ドルトムント時代のクロップ監督との1枚。マインツからドルトムントへ移る指揮官の求めに応じスボティッチ自身も移籍を決断、ともに栄光をつかんだ


──引退してから住みたい街はどこ? マインツ、ドルトムント、それともベルリン?

 「街自体にあまりこだわりはないかな。例えば、建築とかはそんなに重要視していないし。必要最低限のものがありさえすれば、森の中でも住めるよ。それよりも、関係のある人たちがいるかどうかの方が大切だ。僕にとって、今のところはドルトムントになるね」


──ドイツのどのクラブソングが一番好き? 試合前に選手は意識するのかな?

 「試合前は呼吸練習をするんだ。そこに完全に集中するから、何にも気づかない。僕の経験だと、完売のスタジアムでも本当のファンたちがいないと空っぽみたいに感じることがある。そういう時は、時々疲れたような拍手がまばらに起こるゴルフの試合みたいだと感じる」


──ロッカールームで流れる音楽は国によって違う? どこが一番良かった?

 「ここの場合は(ラッパーの)キャピタル・ブラがかなり多いね。かなり面白いと思ってるよ。僕自身はどちらかと言うとアメリカの音楽、車や女性以上の深いメッセージがある曲が好きなんだ。社会的なテーマだと理想的。ケンドリック・ラマーがいい例だね。彼は人種差別を扱うことが多い。僕を激怒させる音楽。それを僕はピッチに持ち込むんだ。傾向としてはヒップホップがかかっていることが多いかな、アーティストが変わるだけで」


──ドルトムント戦で君のヘディングシュートが決まっていたら喜んだ? それとも謝った?

 「得点して謝ることは絶対ない。でもリスペクトとして、挑発したり雄叫びを上げたりすることもしない。喜びはしただろうけど、大げさなことはしなかったと思うよ」


──僕たちにとってだけでなく、君にとって特別な試合になるであろうことは誰もがわかっていた。君自身にとってはどうだった?

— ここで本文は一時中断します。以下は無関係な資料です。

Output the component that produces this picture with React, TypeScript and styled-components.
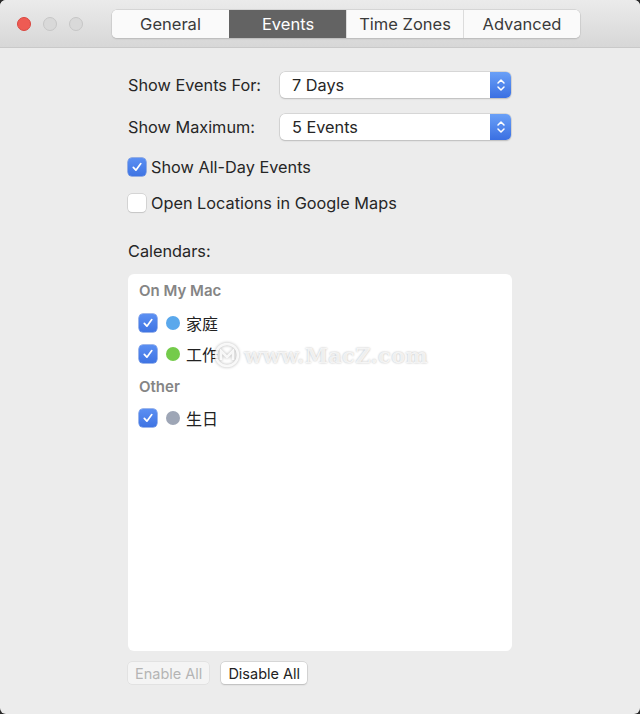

 「試合前はかなりの騒ぎになっていたけど、できるだけ遮断していた。ピッチの上ではごく普通の試合だったよ。相手がどんなパスを出すかとかを僕がわかっていたこと以外は。それはもちろん助けになる。とはいえサッカーってあまりにも目まぐるしく状況が進むから、何か考えてる時間はない。だから頭のスイッチを消して、心を開くことが大事になる。ファンたちとあの瞬間を共有して、その後に昔のチームメイトたちと話ができたのは最高だったよ」


──ネベン、面白い話をありがとう。

 「喜んで。こちらこそありがとう」

Neven SUBOTIĆ
ネベン・スボティッチ

(ウニオン・ベルリン)
1988.12.10(31歳)193cm/ 83kg DF SERBIA

PLAYING CAREER
2006-08 Mainz (GER)
2008-17 Dortmund (GER)
2017 Köln (GER)
2017-18 Dortmund (GER)
2018-19 Saint Étienne (FRA)
2019- Union Berlin (GER)

旧ユーゴスラビア、現ボスニア・ヘルツェゴビナのバニャ・ルカ出身。家族とともに移住したドイツで幼少期を過ごした後、在留許可が満了となった1999年にアメリカへ移り住む。当初は父のいとこがいるソルトレイクシティに身を寄せたが、テニス選手を目指していた姉のアカデミー加入に伴いフロリダのブラデントンに居を移した。彼自身もそこでアメリカU-17代表のコーチに見初められ、U-17とU-20はアメリカ代表としてプレーしている。そしてチームのオランダ遠征の際に代理人の目に留まり、練習参加を経てマインツとの契約を勝ち取った。マインツ加入2年目の2007-08に2部でリーグ戦33試合に出場し頭角を現すと、翌シーズンには指揮官に就任したクロップとともにドルトムントに加入。2010-11、2011-12のリーグ連覇を筆頭に5つのタイトルを掲げた。18年1月から1年半サンテティエンヌでプレーした後、今季からウニオンの一員に。セルビアを選択した代表では通算36試合2得点の数字を残している。